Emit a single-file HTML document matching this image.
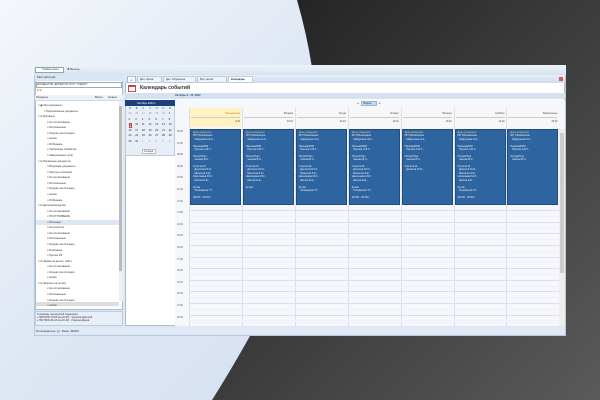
<!DOCTYPE html>
<html><head><meta charset="utf-8"><style>
*{margin:0;padding:0;box-sizing:border-box}
body{width:600px;height:400px;overflow:hidden;position:relative;font-family:"Liberation Sans",sans-serif;background:linear-gradient(135deg,#f4f7fb 0%,#dde6f3 40%,#cfdcf0 100%)}
.a{position:absolute}
.t{font-size:3px;color:#333;white-space:nowrap;line-height:3.2px}
.ev{position:absolute;top:129px;height:76px;background:#2e65a0;border:1px solid #1f4d80}
.ev div{font-size:2.6px;color:#e8eef6;line-height:3.4px;padding-left:2px;white-space:nowrap}
.ev .h{color:#e0c070}
</style></head><body>
<svg class="a" style="left:0;top:0" width="600" height="400"><path d="M297 0 Q340 150 290 260 Q250 340 212 400 L600 400 L600 0Z" fill="url(#g)"/><defs><linearGradient id="g" x1="0" y1="0" x2="1" y2="1"><stop offset="0" stop-color="#1e1e1e"/><stop offset="1" stop-color="#5a5a5a"/></linearGradient></defs></svg>
<div class="a" style="left:34px;top:65px;width:532px;height:271px;background:#dfe8f5;border:1px solid #b7c8de"></div>
<div class="a" style="left:34px;top:65px;width:532px;height:10px;background:linear-gradient(#eef3fa,#d8e3f1)"></div>
<div class="a" style="left:35px;top:67px;width:29px;height:6px;background:#fff;border:1px solid #8aa"></div>
<div class="a t" style="left:42px;top:68px;font-size:2.5px">Главное меню</div>
<div class="a t" style="left:67px;top:68px">✚ Выход</div>
<!-- left panel -->
<div class="a" style="left:35px;top:75px;width:88px;height:235px;background:#fff;border:1px solid #a9bdd6"></div>
<div class="a" style="left:35px;top:75px;width:88px;height:6px;background:#dbe6f4"></div>
<div class="a t" style="left:37px;top:76px">Мой рабочий</div>
<div class="a" style="left:36px;top:82px;width:86px;height:6px;border:1px solid #9ab"></div>
<div class="a t" style="left:37px;top:83px;font-size:2.6px">ШТУДЕНТОВ, ДИРЕКТОР ООО "ГУДЗИЛ"</div>
<div class="a t" style="left:37px;top:89px;color:#c90">■ ■ ⁞</div>
<div class="a" style="left:35px;top:95px;width:88px;height:6px;background:#eef2f8;border-bottom:1px solid #cdd"></div>
<div class="a t" style="left:36px;top:96px">Разделы</div><div class="a t" style="left:95px;top:96px">Всего</div><div class="a t" style="left:108px;top:96px">Новых</div>
<div class="a" style="left:36px;top:220px;width:83px;height:5px;background:#dde7f3"></div>
<div class="a" style="left:119px;top:101px;width:4px;height:200px;background:#eee"></div>
<div class="a" style="left:119px;top:106px;width:3px;height:165px;background:#bbb"></div>
<div class="a" style="left:36px;top:302px;width:83px;height:4px;background:#ddd"></div>
<div class="a" id="tree" style="left:36px;top:104px"></div>
<div class="a" style="left:35px;top:311px;width:88px;height:15px;background:#e9eff8;border:1px solid #bcd"></div>
<div class="a t" style="left:37px;top:313px;font-size:2.5px">Телефоны технической поддержки:<br>+7(987)250-78-95 (вн.22-92) - Черепов Дмитрий<br>+7(917)900-36-44 (вн.22-40) - Пинзина Диана</div>
<div class="a t" style="left:36px;top:330px">Пользователь: дт&nbsp; База: ЭКИМ</div>
<!-- right -->
<div class="a" style="left:125px;top:75px;width:440px;height:251px;background:#fff;border:1px solid #a9bdd6"></div>
<div class="a" style="left:125px;top:75px;width:440px;height:8px;background:linear-gradient(#e6eef8,#cfdcee)"></div>
<div class="a" style="left:127px;top:76px;width:9px;height:7px;background:#fff;border:1px solid #abc;color:#2a5fa8;font-size:5px;text-align:center;line-height:6px">⌂</div>
<div class="a" style="left:137px;top:76px;width:25px;height:7px;background:#eef3f9;border:1px solid #bcd"></div><div class="a t" style="left:140px;top:78px;font-size:2.6px">Дел. Архив</div>
<div class="a" style="left:163px;top:76px;width:33px;height:7px;background:#eef3f9;border:1px solid #bcd"></div><div class="a t" style="left:166px;top:78px;font-size:2.6px">Дел. Избранное</div>
<div class="a" style="left:197px;top:76px;width:30px;height:7px;background:#eef3f9;border:1px solid #bcd"></div><div class="a t" style="left:200px;top:78px;font-size:2.6px">Вхр. Архив</div>
<div class="a" style="left:228px;top:76px;width:25px;height:7px;background:#fff;border:1px solid #bcd"></div><div class="a t" style="left:231px;top:78px;font-size:2.6px;font-weight:bold">Календарь</div>
<div class="a" style="left:559px;top:77px;width:4px;height:4px;background:#d55"></div>
<div class="a" style="left:128px;top:85px;width:8px;height:7px;border:1px solid #c44;border-top-width:2px"></div>
<div class="a t" style="left:140px;top:86px;font-size:5px;line-height:5px;font-weight:bold;color:#333">Календарь событий</div>
<div class="a" style="left:125px;top:93px;width:440px;height:6px;background:#d5e1f1"></div>
<div class="a t" style="left:175px;top:94px;color:#1f4d80;font-weight:bold;font-size:2.6px">Октябрь 9 - 15, 2023</div>
<div class="a" style="left:125px;top:100px;width:50px;height:56px;background:#e8eef7;border:1px solid #bcd"></div>
<div class="a" style="left:125px;top:100px;width:50px;height:6px;background:#1d3f7a"></div>
<div class="a t" style="left:137px;top:101.5px;color:#fff;font-size:2.6px">Октябрь 2023 ▾</div>
<div class="a" id="mc" style="left:127px;top:107px"></div>
<div class="a" style="left:125px;top:102px;width:2px;height:0"></div>
<div class="a" style="left:142px;top:149px;width:14px;height:5px;background:#fff;border:1px solid #bbb"></div><div class="a t" style="left:144px;top:150px;font-size:2.4px">Сегодня</div>
<div class="a" style="left:175px;top:100px;width:390px;height:226px;background:#f5f7fa"></div>
<div class="a" style="left:361px;top:101px;width:16px;height:5px;background:#c8d8ee;border:1px solid #9bc"></div><div class="a t" style="left:363px;top:102px;font-size:2.4px">Неделя</div>
<div class="a t" style="left:357px;top:102px;color:#27c">◂</div><div class="a t" style="left:379px;top:102px;color:#27c">▸</div>
<div class="a" style="left:189px;top:108px;width:52px;height:19px;background:#fff3c4"></div>
<div class="a" style="left:241px;top:108px;width:318px;height:19px;background:#f7f7f7"></div>
<div class="a" id="grid" style="left:0;top:0"></div>
<div class="a" style="left:559px;top:129px;width:6px;height:197px;background:#eee"></div>
<div class="a" style="left:560px;top:133px;width:4px;height:140px;background:#ccc"></div>
<script>
var tree=["▣ Мои документы","  Персональные документы","⊟ Договоры","   На согласовании","   Исполненные","   Журнал регистрации","   Архив","   Избранное","   Требующие обработки","   Завершенные (оля)","⊟ Первичные документы","   Входящие документы","   Реестры платежей","   На согласовании","   Исполненные","   Журнал регистрации","   Архив","   Избранное","⊟ Делопроизводство","   На согласовании","   ПОСТУПИВШИЕ","   Исполнен","   На контроле","   На согласовании","   Исполненные","   Журнал регистрации","   Избранное","   Прочее РК","⊟ Заявки на выпол. работ","   На согласовании","   Журнал регистрации","   Архив","⊟ Запросы на оплату","   На согласовании","   Исполненные","   Журнал регистрации","   Архив"];
var h="";tree.forEach(function(s,i){var ind=s.match(/^ */)[0].length;h+='<div class="a t" style="left:'+(ind*3+2)+'px;top:'+(i*5.56)+'px;font-size:2.6px"><span style="color:#d9a820">■</span> '+s.trim()+'</div>';});
document.getElementById('tree').innerHTML=h;
var m="",d=["П","В","С","Ч","П","С","В"],rows=[[25,26,27,28,29,30,1],[2,3,4,5,6,7,8],[9,10,11,12,13,14,15],[16,17,18,19,20,21,22],[23,24,25,26,27,28,29],[30,31,1,2,3,4,5]];
d.forEach(function(c,j){m+='<div class="a t" style="left:'+(j*6.7+2)+'px;top:0;font-size:2.4px">'+c+'</div>'});
rows.forEach(function(r,i){r.forEach(function(c,j){var g=(i==0&&c>20)||(i==5&&c<10);m+='<div class="a t" style="left:'+(j*6.7+1.5)+'px;top:'+(i*5.6+5)+'px;font-size:2.6px;color:'+(g?'#999':'#222')+(i==2&&j==0?';border:1px solid #c44':'')+'">'+c+'</div>'})});
document.getElementById('mc').innerHTML=m;
var days=["Понедельник","Вторник","Среда","Четверг","Пятница","Суббота","Воскресенье"],g="";
for(var j=0;j<7;j++){var x=189+j*52.9;g+='<div class="a" style="left:'+x+'px;top:108px;width:1px;height:218px;background:#dde"></div>';g+='<div class="a t" style="left:'+(x+2)+'px;top:112px;width:49px;text-align:right;font-size:2.4px;color:'+(j?'#444':'#b80')+'">'+days[j]+'</div><div class="a t" style="left:'+(x+2)+'px;top:120px;width:49px;text-align:right;font-size:2.4px">'+(9+j)+'.10</div><div class="a" style="left:'+(x+2)+'px;top:117px;width:49px;height:1px;background:#ccc"></div>';}
for(var i=0;i<17;i++){var y=129+i*11.6;g+='<div class="a" style="left:189px;top:'+y+'px;width:370px;height:1px;background:#dde"></div><div class="a" style="left:189px;top:'+(y+5.8)+'px;width:370px;height:1px;background:#eef"></div><div class="a t" style="left:177px;top:'+(y+1)+'px;font-size:2.4px;color:#555">'+(('0'+(6+i)).slice(-2))+':00</div>';}
var ppl=["ИП Обновление","Хайрулина Э.А.;","","Пальма2000","Пролов А.В.Т.;","","ПотребТорг","Чекова В.С.;","","Строгов М.","Долисов Ю.И.;","Миносов З.Е.;","Николаева М.И.;","Шилов Е.Е.;","","Кутеж","Телефонов ТТ;","","(00:00 - 00:00 )"];
for(var j=0;j<7;j++){var x=190+j*52.9;g+='<div class="ev" style="left:'+x+'px;width:51px"><div class="h" style="padding-top:1px">День рождения</div>';var n=[19,16,18,19,11,21,8][j];for(var k=0;k<n;k++)g+='<div>'+(ppl[k]?(k%3==0?'':'&nbsp;&nbsp;')+ppl[k]:'&nbsp;')+'</div>';g+='</div>';}
document.getElementById('grid').innerHTML=g;
</script>
</body></html>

■ **TASK DETAILS**:
State how many lines above contain the string "document", with no other words.

■ **CORRECT RESULT**:
4